Abstract

Low-angle thrust faults and decollement folds are characteristic features of the supracrustal rocks along the foreland margin of the North American Cordillera from northern Alaska to southeastern California. They form a distinctive structural zone more than 3000 mi long that is an integral component of the Cordilleran orogenic belt. There is an intuitive appeal to the notion of a simple basic relationship between gravity and the large horizontal translations which produced these structures, but the popular-concept of gravitational sliding is not an acceptable model for such a relationship. The critical data of the regional geology are not compatible with the two basic phenomena implicit in this concept—a simple, deeply rooted uplift which involved vertical displacement without any large horizontal components and produced the slope for the sliding; and a tectonic gap or horizontal stretching in the supracrustal rocks behind the allochthonous mass, which is of equivalent magnitude and compensates for the tectonic overlap or horizontal shortening that is involved in the thrusting and folding along the front of the mass. The concept of lateral gravitational spreading from the area of up-welling of the hot, mobile, metamorphic infrastructure in the core of the Cordillera does lead to an acceptable model.
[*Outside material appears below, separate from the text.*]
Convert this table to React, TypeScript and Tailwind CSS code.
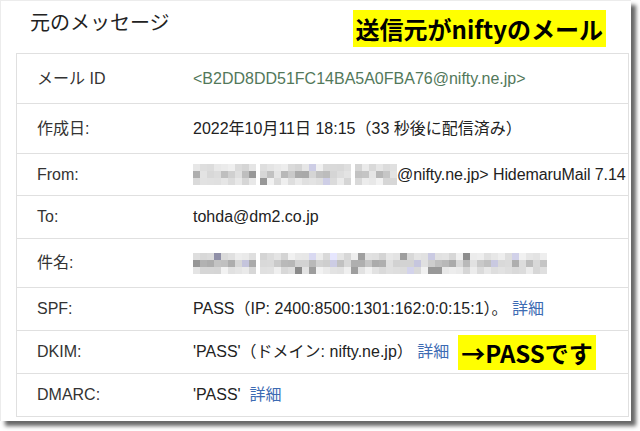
import React from 'react';

// 元のメッセージ画面（Gmail のヘッダー表示）のキャプチャ再現

const SANS = "font-['Liberation_Sans','Noto_Sans_CJK_JP',sans-serif]";
const BOLD_JP = "font-['Noto_Sans_CJK_JP',sans-serif] font-bold";

// モザイク用のグレーを疑似乱数で作る
const makeCells = (seed: number, cols: number) => {
  let s = seed;
  const rand = () => {
    s = (s * 9301 + 49297) % 233280;
    return s / 233280;
  };
  const out: string[] = [];
  for (let c = 0; c < cols; c++) {
    for (let r = 0; r < 3; r++) {
      const middle = r === 1;
      let v = middle ? 168 + Math.round(rand() * 62) : 212 + Math.round(rand() * 30);
      if (rand() > 0.95) v = 135 + Math.round(rand() * 35);
      const blue = rand() > 0.94 ? 12 : 0;
      out.push(`rgb(${v - blue},${v - blue},${v + blue})`);
    }
  }
  return out;
};

const Mosaic = ({ segs, seed }: { segs: number[]; seed: number }) => (
  <span className="inline-flex gap-[4px] align-middle">
    {segs.map((cols, i) => (
      <span key={i} className="grid grid-flow-col grid-rows-[repeat(3,7px)] auto-cols-[7px]">
        {makeCells(seed + i * 17, cols).map((bg, j) => (
          <span key={j} style={{ backgroundColor: bg }} />
        ))}
      </span>
    ))}
  </span>
);

const Detail = () => <span className="text-[#3d6bb3]">詳細</span>;

interface Row {
  label: string;
  h: string;
  value: React.ReactNode;
}

const rows: Row[] = [
  {
    label: 'メール ID',
    h: 'h-[49px]',
    value: <span className="text-[#52785a]">&lt;B2DD8DD51FC14BA5A0FBA76@nifty.ne.jp&gt;</span>,
  },
  { label: '作成日:', h: 'h-[50px]', value: '2022年10月11日 18:15（33 秒後に配信済み）' },
  {
    label: 'From:',
    h: 'h-[42px]',
    value: (
      <span className="flex items-center whitespace-nowrap">
        <Mosaic segs={[9, 13, 6]} seed={11} />
        <span className="tracking-[-0.1px]">@nifty.ne.jp&gt; HidemaruMail 7.14</span>
      </span>
    ),
  },
  { label: 'To:', h: 'h-[43px]', value: 'tohda@dm2.co.jp' },
  { label: '件名:', h: 'h-[49px]', value: <Mosaic segs={[9, 41]} seed={53} /> },
  {
    label: 'SPF:',
    h: 'h-[43px]',
    value: (
      <>
        PASS（IP: 2400:8500:1301:162:0:0:15:1）。 <Detail />
      </>
    ),
  },
  {
    label: 'DKIM:',
    h: 'h-[43px]',
    value: (
      <span className="flex items-center">
        <span>
          'PASS'（ドメイン: nifty.ne.jp） <Detail />
        </span>
        <span className={`ml-[9px] h-[35px] bg-[#ffff00] px-[3px] text-[24px] leading-[35px] text-black ${BOLD_JP}`}>
          →PASSです
        </span>
      </span>
    ),
  },
  {
    label: 'DMARC:',
    h: 'h-[43px]',
    value: (
      <>
        'PASS'&nbsp; <Detail />
      </>
    ),
  },
];

export default function App() {
  return (
    <div className="h-[431px] w-[640px] overflow-hidden bg-white">
      <div
        className={`h-[421px] w-[631px] overflow-hidden border-t border-l border-[#ececec] bg-white text-[#222] shadow-[5px_5px_4px_rgba(0,0,0,0.6)] ${SANS}`}
      >
        {/* タイトル行 */}
        <div className="flex h-[52px] items-start">
          <span className="mt-[10px] pl-[29px] text-[20px] leading-[24px] text-[#222]">元のメッセージ</span>
          <span
            className={`ml-auto mr-[25px] mt-[9px] h-[37px] bg-[#ffff00] px-[3px] text-[24px] leading-[37px] text-black ${BOLD_JP}`}
          >
            送信元がniftyのメール
          </span>
        </div>

        {/* ヘッダー表 */}
        <div className="ml-[15px] w-[613px] border border-[#e0e0e0] text-[16px]">
          {rows.map((r, i) => (
            <div
              key={r.label}
              className={`flex items-center ${r.h} ${i > 0 ? 'border-t border-[#e0e0e0]' : ''}`}
            >
              <span className="w-[176px] shrink-0 pl-[20px] text-[#333]">{r.label}</span>
              <span className="whitespace-nowrap">{r.value}</span>
            </div>
          ))}
        </div>
      </div>
    </div>
  );
}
The large horizontal translations that carried the allochthonous supracrustal rocks out of the Cordillera onto the flank of the craton also involved the metamorphic and plutonic rocks that had welled up within the Cordillera. The thrusting and folding are a result of a lateral gravitational spreading up the flank of the craton which affected the entire mass. The gravitational potential for the large horizontal translations existed because of the sloping surface of the whole mass, and not because of the slope of an autochthonous basement beneath it.